Claves para hacer de las reuniones una herramienta útil en la vida escolar

En el contexto educativo, quienes asumen la responsabilidad de liderar una comunidad escolar enfrentan múltiples espacios de interacción, reflexión, toma de decisiones y resolución de conflictos. Dentro de estos espacios, las reuniones representan una de las herramientas más utilizadas, pero también una de las más desgastantes si no se usan con sentido y estrategia. Convertirlas en momentos significativos y funcionales es un reto que implica repensar su propósito, su duración, su frecuencia y su impacto en el trabajo colectivo.

Uno de los primeros aspectos que deben considerarse es la cantidad de personas convocadas. Reuniones muy numerosas tienden a diluir el enfoque, se alargan innecesariamente y dificultan la toma de acuerdos claros. Es preferible optar por encuentros más breves, con los actores indispensables, donde se aborden los temas que realmente requieren diálogo conjunto. Esta medida permite que quienes participan se sientan valorados y que el tiempo invertido se traduzca en decisiones más claras y acciones más concretas.

Otro elemento importante es revisar la frecuencia con la que se convocan estos espacios. Cuando se realizan reuniones por rutina y no por necesidad real, se corre el riesgo de que se vuelvan repetitivas, poco atractivas y percibidas como una carga más. Espaciar los encuentros, dar tiempo para generar avances entre uno y otro, y definir temas sustanciales, ayuda a que cada reunión tenga un sentido claro y contribuya al fortalecimiento del trabajo colectivo.

Asimismo, es fundamental reconocer cuándo la presencia de alguien no es necesaria. Las personas que lideran deben ser sensibles al valor del tiempo de sus equipos. Invitar solo a quienes aportarán, decidirán o recibirán información relevante evita saturaciones, mejora la organización del tiempo escolar y permite que el resto del personal se concentre en otras tareas prioritarias. En el caso de reuniones recurrentes, puede bastar con compartir actas o acuerdos por escrito a quienes no requieren estar presentes.

La claridad en el lenguaje es otro pilar para encuentros efectivos. Evitar el uso excesivo de siglas, tecnicismos o códigos internos mejora la comprensión de lo que se expone y permite que todas las personas —independientemente de su rol— se sientan parte del proceso. Expresarse con sencillez, pero con profundidad, es una muestra de respeto que fortalece la confianza y favorece el entendimiento mutuo.

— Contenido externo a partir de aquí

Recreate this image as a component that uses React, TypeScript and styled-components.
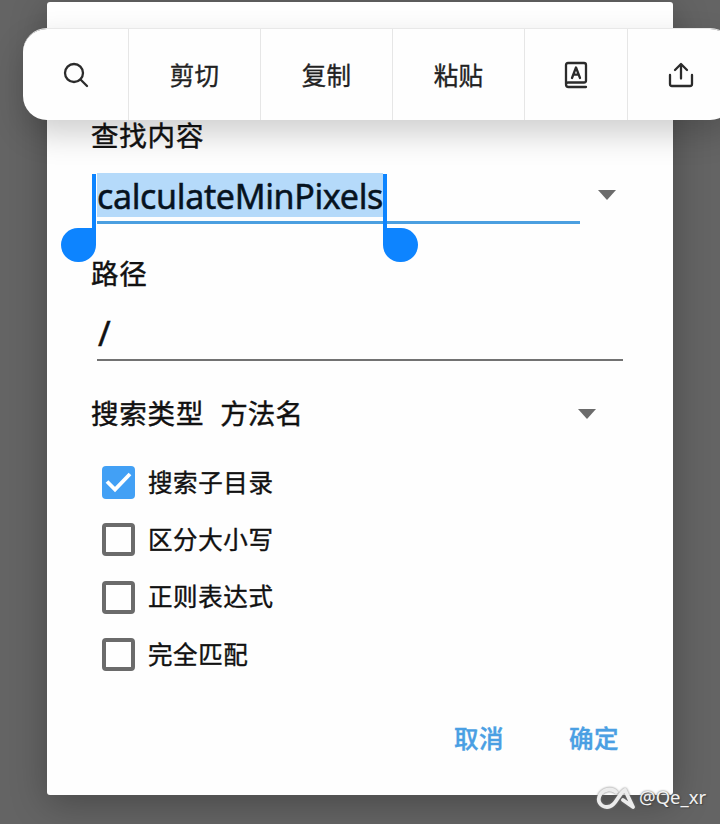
import React from "react";
import styled, { createGlobalStyle, css } from "styled-components";

const GlobalStyle = createGlobalStyle`
  * { box-sizing: border-box; }
  body { margin: 0; background: #646464; overflow: hidden; }
  button { border: 0; padding: 0; background: none; font: inherit; color: inherit; }
`;

const Screen = styled.div`
  position: relative;
  width: 720px;
  height: 824px;
  padding: 2px 47px 29px;
  overflow: hidden;
  background: #646464;
  font-family: "Noto Sans CJK SC", sans-serif;
  color: #111;
`;

const Dialog = styled.main`
  display: flex;
  flex-direction: column;
  width: 626px;
  height: 793px;
  padding: 114px 50px 0 44px;
  background: #fefefe;
  border-radius: 3px;
  box-shadow: 0 8px 36px rgba(0, 0, 0, 0.28);
`;

const Label = styled.div`
  height: 40px;
  line-height: 37px;
  font-size: 27.5px;
  letter-spacing: 0.8px;
  white-space: pre;
  -webkit-text-stroke: 0.45px #111;
`;

const SearchRow = styled.div`
  display: flex;
  align-items: flex-start;
  justify-content: space-between;
  height: 51px;
  margin: 17px 7px 0 6px;
`;

const SearchField = styled.div`
  width: 483px;
  height: 51px;
  border-bottom: 3px solid #4b9fe0;
`;

const Selection = styled.span`
  position: relative;
  display: block;
  width: 286px;
  height: 44px;
  line-height: 46px;
  background: #b5dafa;
  color: #07131f;
  font-family: "Noto Sans", sans-serif;
  font-size: 34px;
  letter-spacing: -0.35px;
  white-space: nowrap;
  -webkit-text-stroke: 0.5px #07131f;
`;

const Handle = styled.i<{ $side: "left" | "right" }>`
  position: absolute;
  top: 55px;
  width: 35px;
  height: 34px;
  background: #0d84ff;
  ${({ $side }) =>
    $side === "left"
      ? css`right: 287px; border-radius: 17px 0 17px 17px;`
      : css`left: 286px; border-radius: 0 17px 17px 17px;`}

  &::before {
    content: "";
    position: absolute;
    bottom: 17px;
    ${({ $side }) => ($side === "left" ? "right: 0;" : "left: 0;")}
    width: 4px;
    height: 71px;
    background: #0d84ff;
  }
`;

const Caret = styled.i<{ $top: number }>`
  width: 18px;
  height: 10px;
  margin-top: ${({ $top }) => $top}px;
  background: #6b6b6b;
  clip-path: polygon(0 0, 100% 0, 50% 100%);
`;

const PathLabel = styled(Label)`
  margin-top: 30px;
`;

const PathField = styled.div`
  width: 526px;
  height: 49px;
  margin: 18px 0 0 6px;
  padding-left: 1px;
  border-bottom: 2px solid #727272;
  line-height: 42px;
  font-family: "Noto Sans", sans-serif;
  font-size: 34px;
  -webkit-text-stroke: 0.5px #111;
`;

const TypeRow = styled.div`
  display: flex;
  height: 40px;
  margin-top: 33px;
  padding-right: 27px;

  ${Caret} { margin-left: auto; }
`;

const TypeValue = styled(Label)`
  margin-left: 16px;
  letter-spacing: 0.1px;
`;

const Options = styled.div`
  display: grid;
  grid-auto-rows: 57.3px;
  margin: 20px 0 0 11px;
`;

const Option = styled.label`
  display: flex;
  align-items: center;
  gap: 13px;
  font-size: 24.5px;
  letter-spacing: 0.6px;
  -webkit-text-stroke: 0.4px #111;
`;

const OptionText = styled.span`
  padding-bottom: 3px;
`;

const Box = styled.span<{ $checked?: boolean }>`
  display: flex;
  width: 33px;
  height: 33px;
  border-radius: 4px;
  border: ${({ $checked }) => ($checked ? "0" : "4px solid #6b6b6b")};
  background: ${({ $checked }) => ($checked ? "#42a0f5" : "transparent")};
`;

const Actions = styled.div`
  display: flex;
  justify-content: flex-end;
  gap: 65px;
  height: 40px;
  margin-top: 35px;
  padding-right: 4px;
`;

const Action = styled.button`
  line-height: 40px;
  font-size: 24.5px;
  letter-spacing: 0.5px;
  font-weight: 500;
  color: #4a9fe3;
  -webkit-text-stroke: 0.4px #4a9fe3;
`;

const Toolbar = styled.nav`
  position: absolute;
  left: 23px;
  top: 28px;
  display: grid;
  grid-template-columns: 105px 132px 132px 132px 103px 107px;
  height: 92px;
  border-top: 1px solid #e8e8e8;
  border-radius: 24px;
  background: #fefefe;
  background-clip: padding-box;
  box-shadow: 0 14px 32px rgba(0, 0, 0, 0.19);
`;

const Tool = styled.button`
  display: flex;
  align-items: center;
  justify-content: center;
  font-size: 24.5px;
  letter-spacing: 0.3px;
  color: #222;
  -webkit-text-stroke: 0.35px #222;

  & + & { border-left: 1px solid #e6e6e6; }
`;

const ToolText = styled.span`
  padding-bottom: 1px;
`;

const Icon = styled.svg`
  display: block;
  fill: none;
  stroke: #2b2b2b;
  stroke-width: 2.3;
  stroke-linecap: round;
  stroke-linejoin: round;
`;

const Watermark = styled.div`
  position: absolute;
  left: 596px;
  top: 784px;
  display: flex;
  align-items: center;
  gap: 3px;
  height: 28px;
  color: #f2f2f2;
  font-family: "Noto Sans", sans-serif;
  font-size: 18.5px;
  line-height: 24px;
  text-shadow: 0 0 2px #555, 1px 1px 1px #444;
  svg { filter: drop-shadow(0 0 1px #777); }
  span { padding-bottom: 3px; }
`;

const options = [
  { text: "搜索子目录", checked: true },
  { text: "区分大小写" },
  { text: "正则表达式" },
  { text: "完全匹配" },
];

export default function App() {
  return (
    <Screen>
      <GlobalStyle />
      <Dialog>
        <Label>查找内容</Label>
        <SearchRow>
          <SearchField>
            <Selection>
              calculateMinPixels
              <Handle $side="left" />
              <Handle $side="right" />
            </Selection>
          </SearchField>
          <Caret $top={17} />
        </SearchRow>
        <PathLabel>路径</PathLabel>
        <PathField>/</PathField>
        <TypeRow>
          <Label>搜索类型</Label>
          <TypeValue>方法名</TypeValue>
          <Caret $top={15} />
        </TypeRow>
        <Options>
          {options.map(({ text, checked }) => (
            <Option key={text}>
              <Box $checked={checked}>
                {checked && (
                  <svg width="33" height="33" viewBox="0 0 33 33">
                    <path d="M5 15.500l8 8L28 8" fill="none" stroke="#fff" strokeWidth="3.8" />
                  </svg>
                )}
              </Box>
              <OptionText>{text}</OptionText>
            </Option>
          ))}
        </Options>
        <Actions>
          <Action>取消</Action>
          <Action>确定</Action>
        </Actions>
      </Dialog>
      <Toolbar>
        <Tool aria-label="search">
          <Icon width="26" height="26" viewBox="0 0 26 26">
            <circle cx="11" cy="11" r="9" />
            <path d="M17.5 17.5l6.5 6.5" />
          </Icon>
        </Tool>
        <Tool><ToolText>剪切</ToolText></Tool>
        <Tool><ToolText>复制</ToolText></Tool>
        <Tool><ToolText>粘贴</ToolText></Tool>
        <Tool aria-label="dictionary">
          <Icon width="24" height="28" viewBox="0 0 24 28">
            <path d="M2 23V4Q2 2 4 2H20Q22 2 22 4V19.5Q22 21.5 20 21.5H4Q2 21.5 2 23.5Q2 26 4.5 26H22" />
            <path d="M8 17L12 6.5L16 17M9.3 13.6H14.7" />
          </Icon>
        </Tool>
        <Tool aria-label="share">
          <Icon width="26" height="26" viewBox="0 0 26 26">
            <path d="M2 13V22Q2 24 4 24H22Q24 24 24 22V13M13 16.5V2.5M7 8L13 2L19 8" />
          </Icon>
        </Tool>
      </Toolbar>
      <Watermark>
        <svg width="40" height="26" viewBox="0 0 40 26" fill="none" stroke="#ececec" strokeLinejoin="round" strokeLinecap="round">
          <path d="M20 7C16 3 8 4 4.500 9C0 16 5 22 11 22C20 22 22 9 29 5L37 22L27 15" strokeWidth="3.800" />
        </svg>
        <span>@Qe_xr</span>
      </Watermark>
    </Screen>
  );
}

Relacionado con esto, es indispensable fomentar la comunicación directa. La función directiva debe evitar intermediarios innecesarios y propiciar el diálogo abierto entre quienes realmente tienen la responsabilidad o capacidad de tomar decisiones. Esta práctica evita malentendidos, acelera procesos y mejora las relaciones interpersonales al promover un trato más horizontal y empático entre los miembros de la comunidad escolar.

Así, es importante recordar que las reglas, por útiles que sean, no deben convertirse en obstáculos para avanzar. Si una decisión tiene sentido, contribuye al propósito común y respeta los principios institucionales, puede ser tomada incluso si no sigue al pie de la letra una norma establecida. La flexibilidad razonada es clave en escenarios educativos cambiantes, y saber actuar con criterio es una de las competencias más necesarias en el ejercicio de la función directiva.

Transformar las reuniones en espacios que nutren, ordenan, animan y construyen no es una tarea menor. Requiere preparación, escucha, enfoque y sensibilidad. Pero hacerlo contribuye a la mejora del clima escolar, a fortalecer los lazos entre el personal, a facilitar el trabajo colaborativo y, en última instancia, a crear un entorno más favorable para el aprendizaje y el desarrollo de niñas, niños y adolescentes.